Hiç tereddüt etmeden bir çırpıda kapının önündeyim!
Kapıyı sertçe açarak içeri girdim. Girişte sigara dumanından ve hava kirliliğinden göz gözü görmüyordu! Beni gören Lokal sakinleri hep birlikte ayağa fırladılar. Sanki ben Dev-Genç Lokaline tek başıma baskın yapacakmışım havası esti. Herkes gardını almış yüzüme bakıyorlardı! Bir hareket çeksem hepsi birden üzerime çullanacaklarmış gibi hissettim.
-----Selamün Aleyküm! Dedikten sonra sınıf arkadaşlarımdan bazıları ile Turan ve Gürsel benim yanıma geldiler.
-----Bizim Misafirimizdir... Bize bakmaya geldi! Dediler de o kalabalıkta dayak yemekten kurtuldum.
Masaya oturduktan sonra garson gelerek
-----Ne içersin Biladerim! Diye sordu.
Masalarda herkesin önünde Şarap, Bira ve Rakı gibi içecekler vardı. Ben de süklüm püklüm.
-----Çay içerim!
-----Yok başka birşey istersen onlarda var.
-----Hayır, hayır ben çay içeceğim.
Çayım geldi ve onlar Biralarını yudumlarken, ben de çayımdan içiyor ve sohbet ediyorduk.
O zamanları düşünüp te aklımdan, hey gidi günler hey! Kardeş kardeşe düşman!

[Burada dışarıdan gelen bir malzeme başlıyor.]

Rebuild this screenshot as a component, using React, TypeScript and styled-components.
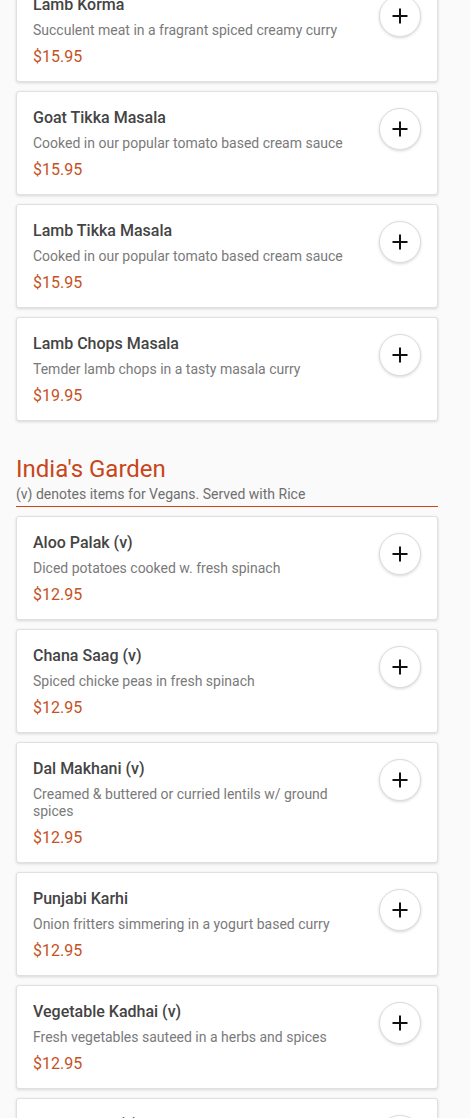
import React from "react";
import styled, { createGlobalStyle } from "styled-components";

const Global = createGlobalStyle`
  html, body { margin: 0; padding: 0; background: #fafafa; }
  body { font-family: Roboto, "Noto Sans", Arial, sans-serif; overflow: hidden; }
`;

const Page = styled.div`
  width: 422px;
  margin: -22px 0 0 16px;
  display: flex;
  flex-direction: column;
  gap: 9px;
`;

const Card = styled.div`
  background: #fff;
  border: 1px solid #e0e0e0;
  border-radius: 3px;
  box-shadow: 0 1px 3px rgba(0, 0, 0, 0.14);
  padding: 16px 16px 14px;
  display: flex;
  align-items: flex-start;
`;

const Info = styled.div`
  flex: 1;
  min-width: 0;
  display: flex;
  flex-direction: column;
`;

const Title = styled.div`
  font-size: 16px;
  line-height: 20px;
  font-weight: 500;
  color: #444;
  margin-bottom: 7px;
`;

const Desc = styled.div`
  font-size: 14px;
  line-height: 17px;
  color: #7a7a7a;
  margin-bottom: 8px;
`;

const Price = styled.div`
  font-size: 16px;
  line-height: 20px;
  color: #c5521f;
`;

const AddButton = styled.button`
  flex: none;
  width: 42px;
  height: 42px;
  margin: 0 0 0 24px;
  border-radius: 50%;
  border: 1px solid #dcdcdc;
  background: #fff;
  box-shadow: 0 1px 3px rgba(0, 0, 0, 0.16);
  display: flex;
  align-items: center;
  justify-content: center;
  padding: 0;
`;

const SectionHeader = styled.div`
  margin-top: 25px;
  padding-bottom: 3px;
  border-bottom: 1px solid #c8461a;
  display: flex;
  flex-direction: column;
  gap: 3px;
`;

const SectionTitle = styled.h2`
  margin: 0;
  font-size: 24px;
  line-height: 28px;
  font-weight: 400;
  color: #c8461a;
`;

const SectionNote = styled.div`
  font-size: 14px;
  line-height: 17px;
  color: #6f6f6f;
`;

const Plus = () => (
  <svg width="18" height="18" viewBox="0 0 18 18">
    <path d="M9 1.5v15M1.5 9h15" stroke="#111" strokeWidth="2" fill="none" />
  </svg>
);

type Item = { name: string; desc: string; price: string };

const Dish = ({ item }: { item: Item }) => (
  <Card>
    <Info>
      <Title>{item.name}</Title>
      <Desc>{item.desc}</Desc>
      <Price>{item.price}</Price>
    </Info>
    <AddButton aria-label="Add">
      <Plus />
    </AddButton>
  </Card>
);

const lamb: Item[] = [
  { name: "Lamb Korma", desc: "Succulent meat in a fragrant spiced creamy curry", price: "$15.95" },
  { name: "Goat Tikka Masala", desc: "Cooked in our popular tomato based cream sauce", price: "$15.95" },
  { name: "Lamb Tikka Masala", desc: "Cooked in our popular tomato based cream sauce", price: "$15.95" },
  { name: "Lamb Chops Masala", desc: "Temder lamb chops in a tasty masala curry", price: "$19.95" },
];

const garden: Item[] = [
  { name: "Aloo Palak (v)", desc: "Diced potatoes cooked w. fresh spinach", price: "$12.95" },
  { name: "Chana Saag (v)", desc: "Spiced chicke peas in fresh spinach", price: "$12.95" },
  { name: "Dal Makhani (v)", desc: "Creamed & buttered or curried lentils w/ ground spices", price: "$12.95" },
  { name: "Punjabi Karhi", desc: "Onion fritters simmering in a yogurt based curry", price: "$12.95" },
  { name: "Vegetable Kadhai (v)", desc: "Fresh vegetables sauteed in a herbs and spices", price: "$12.95" },
  { name: "Malai Kofta (v)", desc: "Vegetable dumplings in a rich creamy sauce", price: "$12.95" },
];

export default function App() {
  return (
    <>
      <Global />
      <Page>
        {lamb.map((it) => (
          <Dish key={it.name} item={it} />
        ))}
        <SectionHeader>
          <SectionTitle>India's Garden</SectionTitle>
          <SectionNote>(v) denotes items for Vegans. Served with Rice</SectionNote>
        </SectionHeader>
        {garden.map((it) => (
          <Dish key={it.name} item={it} />
        ))}
      </Page>
    </>
  );
}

Halbuki Zaranın nüfusu o zamanlar ya 7 bin yada 8 bin civarıydı.Herkes birbirini tanıdığı halde düşmanlıkların ardı arkası kesilmiyordu.
Şimdi o günleri düşünüp te kendi kendime ’’’ Yazık oldu, o güzelim gençlik çağlarına’’’ demekten kendimi alamıyorum.